→ What is required
Retype the whole listing verbatim and keep the pictures out of it.

→ Data
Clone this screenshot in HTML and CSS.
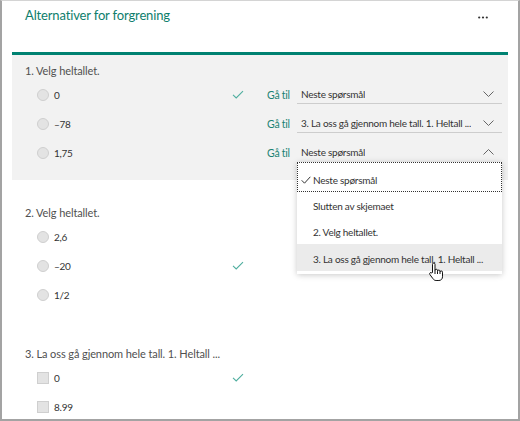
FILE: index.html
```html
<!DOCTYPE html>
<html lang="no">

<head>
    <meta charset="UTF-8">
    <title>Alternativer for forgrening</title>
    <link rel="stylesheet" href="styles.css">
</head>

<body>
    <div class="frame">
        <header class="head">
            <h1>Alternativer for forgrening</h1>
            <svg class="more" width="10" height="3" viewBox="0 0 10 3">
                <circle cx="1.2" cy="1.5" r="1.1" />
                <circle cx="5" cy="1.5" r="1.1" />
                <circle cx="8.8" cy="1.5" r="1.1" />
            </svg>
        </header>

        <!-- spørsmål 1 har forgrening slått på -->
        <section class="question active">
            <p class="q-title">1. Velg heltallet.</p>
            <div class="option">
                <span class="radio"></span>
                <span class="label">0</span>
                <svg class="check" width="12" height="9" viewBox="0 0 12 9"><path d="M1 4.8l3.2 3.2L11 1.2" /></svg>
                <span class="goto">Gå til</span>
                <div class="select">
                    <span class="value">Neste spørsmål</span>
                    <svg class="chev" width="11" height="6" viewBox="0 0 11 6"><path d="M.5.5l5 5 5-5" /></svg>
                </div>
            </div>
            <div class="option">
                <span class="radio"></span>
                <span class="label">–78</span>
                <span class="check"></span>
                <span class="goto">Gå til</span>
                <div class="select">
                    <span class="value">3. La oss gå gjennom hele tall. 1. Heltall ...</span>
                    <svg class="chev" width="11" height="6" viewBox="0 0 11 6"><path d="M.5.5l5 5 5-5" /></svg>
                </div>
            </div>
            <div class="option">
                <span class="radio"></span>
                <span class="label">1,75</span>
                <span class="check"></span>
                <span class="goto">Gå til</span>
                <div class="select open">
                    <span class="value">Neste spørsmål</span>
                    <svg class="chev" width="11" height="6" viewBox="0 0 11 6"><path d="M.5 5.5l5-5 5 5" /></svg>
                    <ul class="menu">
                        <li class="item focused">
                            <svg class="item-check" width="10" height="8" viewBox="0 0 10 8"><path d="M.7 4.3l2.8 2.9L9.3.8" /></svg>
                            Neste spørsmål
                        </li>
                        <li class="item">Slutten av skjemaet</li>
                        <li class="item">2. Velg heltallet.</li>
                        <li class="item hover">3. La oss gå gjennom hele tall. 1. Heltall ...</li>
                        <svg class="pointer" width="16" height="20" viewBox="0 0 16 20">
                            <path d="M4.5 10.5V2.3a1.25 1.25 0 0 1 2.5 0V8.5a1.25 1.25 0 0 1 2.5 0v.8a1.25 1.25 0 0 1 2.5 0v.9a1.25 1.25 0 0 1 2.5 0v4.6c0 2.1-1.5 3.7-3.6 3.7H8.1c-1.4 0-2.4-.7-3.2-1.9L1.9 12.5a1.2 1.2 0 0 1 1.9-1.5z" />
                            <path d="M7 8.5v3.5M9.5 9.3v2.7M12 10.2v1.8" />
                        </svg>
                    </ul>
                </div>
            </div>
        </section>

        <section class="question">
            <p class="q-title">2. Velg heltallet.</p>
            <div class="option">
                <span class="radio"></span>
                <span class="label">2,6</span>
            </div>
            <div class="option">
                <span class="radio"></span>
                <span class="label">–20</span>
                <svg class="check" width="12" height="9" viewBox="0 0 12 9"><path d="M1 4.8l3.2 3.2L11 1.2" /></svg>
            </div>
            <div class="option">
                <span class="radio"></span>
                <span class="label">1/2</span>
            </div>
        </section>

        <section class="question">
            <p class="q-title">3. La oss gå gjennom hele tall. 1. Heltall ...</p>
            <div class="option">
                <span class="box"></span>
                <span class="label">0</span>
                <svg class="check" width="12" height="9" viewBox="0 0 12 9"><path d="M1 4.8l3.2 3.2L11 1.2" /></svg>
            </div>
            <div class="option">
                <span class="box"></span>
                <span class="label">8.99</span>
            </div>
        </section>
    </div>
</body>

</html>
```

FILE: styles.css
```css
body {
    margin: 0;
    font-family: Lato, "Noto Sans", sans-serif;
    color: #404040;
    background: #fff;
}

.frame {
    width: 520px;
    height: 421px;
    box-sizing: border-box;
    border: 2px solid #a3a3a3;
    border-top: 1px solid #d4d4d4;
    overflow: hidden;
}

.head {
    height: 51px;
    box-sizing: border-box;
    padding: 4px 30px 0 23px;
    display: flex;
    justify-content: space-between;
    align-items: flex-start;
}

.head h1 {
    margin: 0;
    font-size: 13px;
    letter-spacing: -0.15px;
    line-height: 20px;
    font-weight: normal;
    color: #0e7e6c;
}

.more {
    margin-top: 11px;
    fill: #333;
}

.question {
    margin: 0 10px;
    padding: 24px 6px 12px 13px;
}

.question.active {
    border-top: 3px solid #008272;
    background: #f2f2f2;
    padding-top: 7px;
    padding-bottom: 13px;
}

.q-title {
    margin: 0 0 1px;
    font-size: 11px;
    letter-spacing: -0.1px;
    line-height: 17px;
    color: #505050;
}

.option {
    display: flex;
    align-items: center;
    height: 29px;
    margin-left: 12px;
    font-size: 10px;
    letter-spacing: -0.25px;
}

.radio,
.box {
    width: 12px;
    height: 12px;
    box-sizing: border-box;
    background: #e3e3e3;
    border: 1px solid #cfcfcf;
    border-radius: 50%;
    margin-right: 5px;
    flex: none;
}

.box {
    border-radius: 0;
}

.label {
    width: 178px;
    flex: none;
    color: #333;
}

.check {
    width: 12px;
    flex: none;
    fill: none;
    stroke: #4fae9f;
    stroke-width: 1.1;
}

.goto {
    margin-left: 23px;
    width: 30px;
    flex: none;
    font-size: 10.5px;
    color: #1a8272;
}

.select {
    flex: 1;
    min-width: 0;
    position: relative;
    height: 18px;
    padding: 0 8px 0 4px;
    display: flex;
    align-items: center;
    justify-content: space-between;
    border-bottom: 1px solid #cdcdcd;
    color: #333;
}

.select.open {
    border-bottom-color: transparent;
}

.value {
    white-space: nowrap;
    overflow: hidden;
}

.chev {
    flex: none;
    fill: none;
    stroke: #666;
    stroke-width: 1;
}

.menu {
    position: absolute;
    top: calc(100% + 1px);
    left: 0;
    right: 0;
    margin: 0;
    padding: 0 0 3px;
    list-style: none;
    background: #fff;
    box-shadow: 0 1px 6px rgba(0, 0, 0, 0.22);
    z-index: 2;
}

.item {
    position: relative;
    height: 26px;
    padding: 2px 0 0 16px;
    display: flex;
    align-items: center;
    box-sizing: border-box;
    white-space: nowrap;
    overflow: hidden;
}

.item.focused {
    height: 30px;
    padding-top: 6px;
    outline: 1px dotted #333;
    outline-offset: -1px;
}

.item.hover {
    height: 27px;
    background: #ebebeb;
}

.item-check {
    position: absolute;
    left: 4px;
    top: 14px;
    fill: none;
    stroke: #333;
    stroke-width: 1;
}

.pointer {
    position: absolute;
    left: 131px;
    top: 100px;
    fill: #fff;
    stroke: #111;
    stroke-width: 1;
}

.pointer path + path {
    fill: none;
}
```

→ Written reply
Clone this screenshot in HTML and CSS.
FILE: index.html
```html
<!DOCTYPE html>
<html lang="no">

<head>
    <meta charset="UTF-8">
    <title>Alternativer for forgrening</title>
    <link rel="stylesheet" href="styles.css">
</head>

<body>
    <div class="frame">
        <header class="head">
            <h1>Alternativer for forgrening</h1>
            <svg class="more" width="10" height="3" viewBox="0 0 10 3">
                <circle cx="1.2" cy="1.5" r="1.1" />
                <circle cx="5" cy="1.5" r="1.1" />
                <circle cx="8.8" cy="1.5" r="1.1" />
            </svg>
        </header>

        <!-- spørsmål 1 har forgrening slått på -->
        <section class="question active">
            <p class="q-title">1. Velg heltallet.</p>
            <div class="option">
                <span class="radio"></span>
                <span class="label">0</span>
                <svg class="check" width="12" height="9" viewBox="0 0 12 9"><path d="M1 4.8l3.2 3.2L11 1.2" /></svg>
                <span class="goto">Gå til</span>
                <div class="select">
                    <span class="value">Neste spørsmål</span>
                    <svg class="chev" width="11" height="6" viewBox="0 0 11 6"><path d="M.5.5l5 5 5-5" /></svg>
                </div>
            </div>
            <div class="option">
                <span class="radio"></span>
                <span class="label">–78</span>
                <span class="check"></span>
                <span class="goto">Gå til</span>
                <div class="select">
                    <span class="value">3. La oss gå gjennom hele tall. 1. Heltall ...</span>
                    <svg class="chev" width="11" height="6" viewBox="0 0 11 6"><path d="M.5.5l5 5 5-5" /></svg>
                </div>
            </div>
            <div class="option">
                <span class="radio"></span>
                <span class="label">1,75</span>
                <span class="check"></span>
                <span class="goto">Gå til</span>
                <div class="select open">
                    <span class="value">Neste spørsmål</span>
                    <svg class="chev" width="11" height="6" viewBox="0 0 11 6"><path d="M.5 5.5l5-5 5 5" /></svg>
                    <ul class="menu">
                        <li class="item focused">
                            <svg class="item-check" width="10" height="8" viewBox="0 0 10 8"><path d="M.7 4.3l2.8 2.9L9.3.8" /></svg>
                            Neste spørsmål
                        </li>
                        <li class="item">Slutten av skjemaet</li>
                        <li class="item">2. Velg heltallet.</li>
                        <li class="item hover">3. La oss gå gjennom hele tall. 1. Heltall ...</li>
                        <svg class="pointer" width="16" height="20" viewBox="0 0 16 20">
                            <path d="M4.5 10.5V2.3a1.25 1.25 0 0 1 2.5 0V8.5a1.25 1.25 0 0 1 2.5 0v.8a1.25 1.25 0 0 1 2.5 0v.9a1.25 1.25 0 0 1 2.5 0v4.6c0 2.1-1.5 3.7-3.6 3.7H8.1c-1.4 0-2.4-.7-3.2-1.9L1.9 12.5a1.2 1.2 0 0 1 1.9-1.5z" />
                            <path d="M7 8.5v3.5M9.5 9.3v2.7M12 10.2v1.8" />
                        </svg>
                    </ul>
                </div>
            </div>
        </section>

        <section class="question">
            <p class="q-title">2. Velg heltallet.</p>
            <div class="option">
                <span class="radio"></span>
                <span class="label">2,6</span>
            </div>
            <div class="option">
                <span class="radio"></span>
                <span class="label">–20</span>
                <svg class="check" width="12" height="9" viewBox="0 0 12 9"><path d="M1 4.8l3.2 3.2L11 1.2" /></svg>
            </div>
            <div class="option">
                <span class="radio"></span>
                <span class="label">1/2</span>
            </div>
        </section>

        <section class="question">
            <p class="q-title">3. La oss gå gjennom hele tall. 1. Heltall ...</p>
            <div class="option">
                <span class="box"></span>
                <span class="label">0</span>
                <svg class="check" width="12" height="9" viewBox="0 0 12 9"><path d="M1 4.8l3.2 3.2L11 1.2" /></svg>
            </div>
            <div class="option">
                <span class="box"></span>
                <span class="label">8.99</span>
            </div>
        </section>
    </div>
</body>

</html>
```

FILE: styles.css
```css
body {
    margin: 0;
    font-family: Lato, "Noto Sans", sans-serif;
    color: #404040;
    background: #fff;
}

.frame {
    width: 520px;
    height: 421px;
    box-sizing: border-box;
    border: 2px solid #a3a3a3;
    border-top: 1px solid #d4d4d4;
    overflow: hidden;
}

.head {
    height: 51px;
    box-sizing: border-box;
    padding: 4px 30px 0 23px;
    display: flex;
    justify-content: space-between;
    align-items: flex-start;
}

.head h1 {
    margin: 0;
    font-size: 13px;
    letter-spacing: -0.15px;
    line-height: 20px;
    font-weight: normal;
    color: #0e7e6c;
}

.more {
    margin-top: 11px;
    fill: #333;
}

.question {
    margin: 0 10px;
    padding: 24px 6px 12px 13px;
}

.question.active {
    border-top: 3px solid #008272;
    background: #f2f2f2;
    padding-top: 7px;
    padding-bottom: 13px;
}

.q-title {
    margin: 0 0 1px;
    font-size: 11px;
    letter-spacing: -0.1px;
    line-height: 17px;
    color: #505050;
}

.option {
    display: flex;
    align-items: center;
    height: 29px;
    margin-left: 12px;
    font-size: 10px;
    letter-spacing: -0.25px;
}

.radio,
.box {
    width: 12px;
    height: 12px;
    box-sizing: border-box;
    background: #e3e3e3;
    border: 1px solid #cfcfcf;
    border-radius: 50%;
    margin-right: 5px;
    flex: none;
}

.box {
    border-radius: 0;
}

.label {
    width: 178px;
    flex: none;
    color: #333;
}

.check {
    width: 12px;
    flex: none;
    fill: none;
    stroke: #4fae9f;
    stroke-width: 1.1;
}

.goto {
    margin-left: 23px;
    width: 30px;
    flex: none;
    font-size: 10.5px;
    color: #1a8272;
}

.select {
    flex: 1;
    min-width: 0;
    position: relative;
    height: 18px;
    padding: 0 8px 0 4px;
    display: flex;
    align-items: center;
    justify-content: space-between;
    border-bottom: 1px solid #cdcdcd;
    color: #333;
}

.select.open {
    border-bottom-color: transparent;
}

.value {
    white-space: nowrap;
    overflow: hidden;
}

.chev {
    flex: none;
    fill: none;
    stroke: #666;
    stroke-width: 1;
}

.menu {
    position: absolute;
    top: calc(100% + 1px);
    left: 0;
    right: 0;
    margin: 0;
    padding: 0 0 3px;
    list-style: none;
    background: #fff;
    box-shadow: 0 1px 6px rgba(0, 0, 0, 0.22);
    z-index: 2;
}

.item {
    position: relative;
    height: 26px;
    padding: 2px 0 0 16px;
    display: flex;
    align-items: center;
    box-sizing: border-box;
    white-space: nowrap;
    overflow: hidden;
}

.item.focused {
    height: 30px;
    padding-top: 6px;
    outline: 1px dotted #333;
    outline-offset: -1px;
}

.item.hover {
    height: 27px;
    background: #ebebeb;
}

.item-check {
    position: absolute;
    left: 4px;
    top: 14px;
    fill: none;
    stroke: #333;
    stroke-width: 1;
}

.pointer {
    position: absolute;
    left: 131px;
    top: 100px;
    fill: #fff;
    stroke: #111;
    stroke-width: 1;
}

.pointer path + path {
    fill: none;
}
```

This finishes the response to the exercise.